** BEGIN SUPPLIED ENTRIES **

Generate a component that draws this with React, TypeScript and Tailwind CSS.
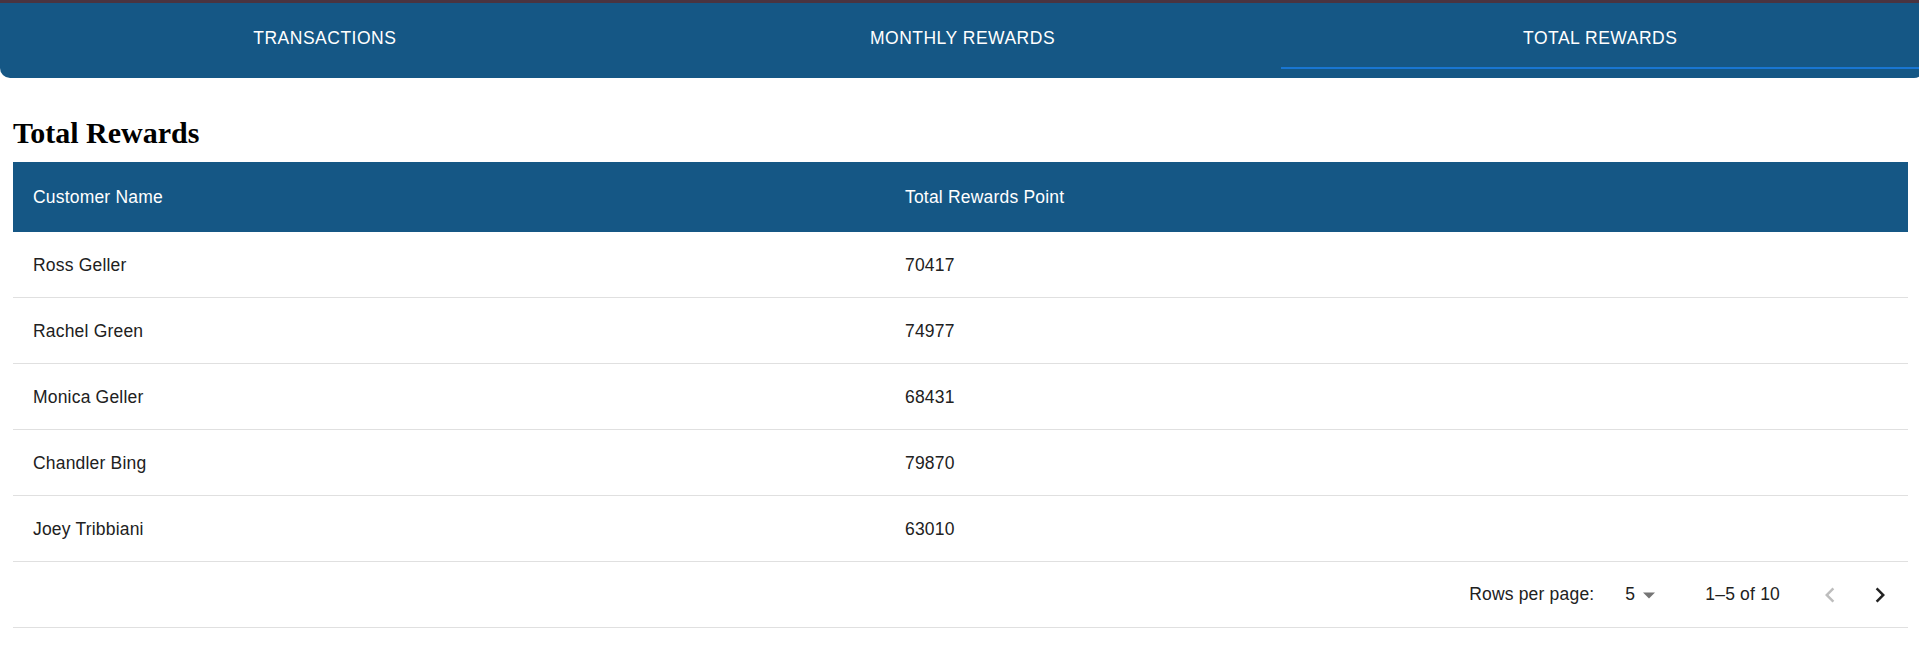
import React from "react";

const rows = [
  { name: "Ross Geller", points: 70417 },
  { name: "Rachel Green", points: 74977 },
  { name: "Monica Geller", points: 68431 },
  { name: "Chandler Bing", points: 79870 },
  { name: "Joey Tribbiani", points: 63010 },
];

function Tab({ label, selected }: { label: string; selected?: boolean }) {
  return (
    <div
      className={
        "flex-1 h-[66px] pt-[6px] flex items-center justify-center text-white text-[17.5px] uppercase tracking-[0.5px] border-b-2 " +
        (selected ? "border-[#1976d2]" : "border-transparent")
      }
    >
      {label}
    </div>
  );
}

export default function App() {
  return (
    <div className="w-full min-h-screen bg-white overflow-hidden font-['Liberation_Sans',Arial,sans-serif]">
      <div className="h-[3px] bg-[#4a3440]" />
      <div className="h-[75px] bg-[#155785] rounded-b-[10px] mr-[-5px] pr-[5px]">
        <div className="flex pl-[6px]">
          <Tab label="Transactions" />
          <Tab label="Monthly Rewards" />
          <Tab label="Total Rewards" selected />
        </div>
      </div>

      <div className="pl-[13px] pr-[11px]">
        <h2 className="mt-[38px] mb-[12px] leading-[34px] text-[30px] font-bold text-black font-['Liberation_Serif','Times_New_Roman',serif]">
          Total Rewards
        </h2>

        <div className="w-full">
          <div className="grid grid-cols-[872px_1fr] h-[70px] items-center bg-[#155785] text-white text-[17.5px] tracking-[0.19px]">
            <div className="pl-[20px]">Customer Name</div>
            <div className="pl-[20px]">Total Rewards Point</div>
          </div>
          {rows.map((r) => (
            <div
              key={r.name}
              className="grid grid-cols-[872px_1fr] h-[66px] pt-[2px] items-center border-b border-[#e0e0e0] text-[#212121] text-[17.5px] tracking-[0.19px]"
            >
              <div className="pl-[20px]">{r.name}</div>
              <div className="pl-[20px]">{r.points}</div>
            </div>
          ))}
          <div className="h-[66px] border-b border-[#e0e0e0] flex justify-end items-center pr-[3px] text-[#212121] text-[17.5px] tracking-[0.19px]">
            <span>Rows per page:</span>
            <div className="flex items-center ml-[31px]">
              <span>5</span>
              <svg width="12" height="7" viewBox="0 0 10 5" className="ml-[8px] mt-[2px]">
                <path d="M0 0l5 5 5-5z" fill="#757575" />
              </svg>
            </div>
            <span className="ml-[50px]">1–5 of 10</span>
            <div className="ml-[25px] w-[50px] h-[50px] flex items-center justify-center">
              <svg width="30" height="30" viewBox="0 0 24 24">
                <path d="M15.41 7.41 14 6l-6 6 6 6 1.41-1.41L10.83 12z" fill="#bdbdbd" />
              </svg>
            </div>
            <div className="w-[50px] h-[50px] flex items-center justify-center">
              <svg width="30" height="30" viewBox="0 0 24 24">
                <path d="M10 6 8.59 7.41 13.17 12l-4.58 4.59L10 18l6-6z" fill="#222222" />
              </svg>
            </div>
          </div>
        </div>
      </div>
    </div>
  );
}
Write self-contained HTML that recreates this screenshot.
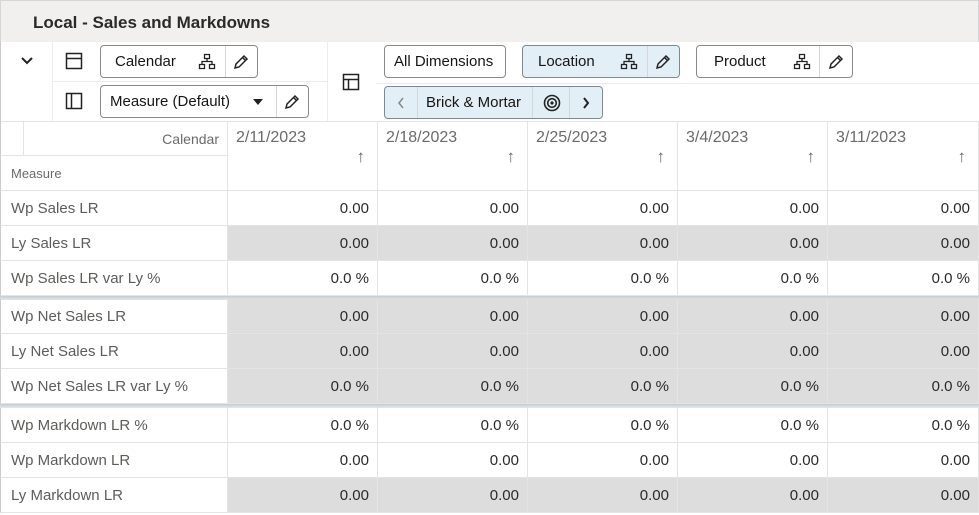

** END SUPPLIED ENTRIES **

Whichever lines contain the string "that", select and copy them.

Generate a component that draws this with React, TypeScript and Tailwind CSS.
Write self-contained HTML that recreates this screenshot.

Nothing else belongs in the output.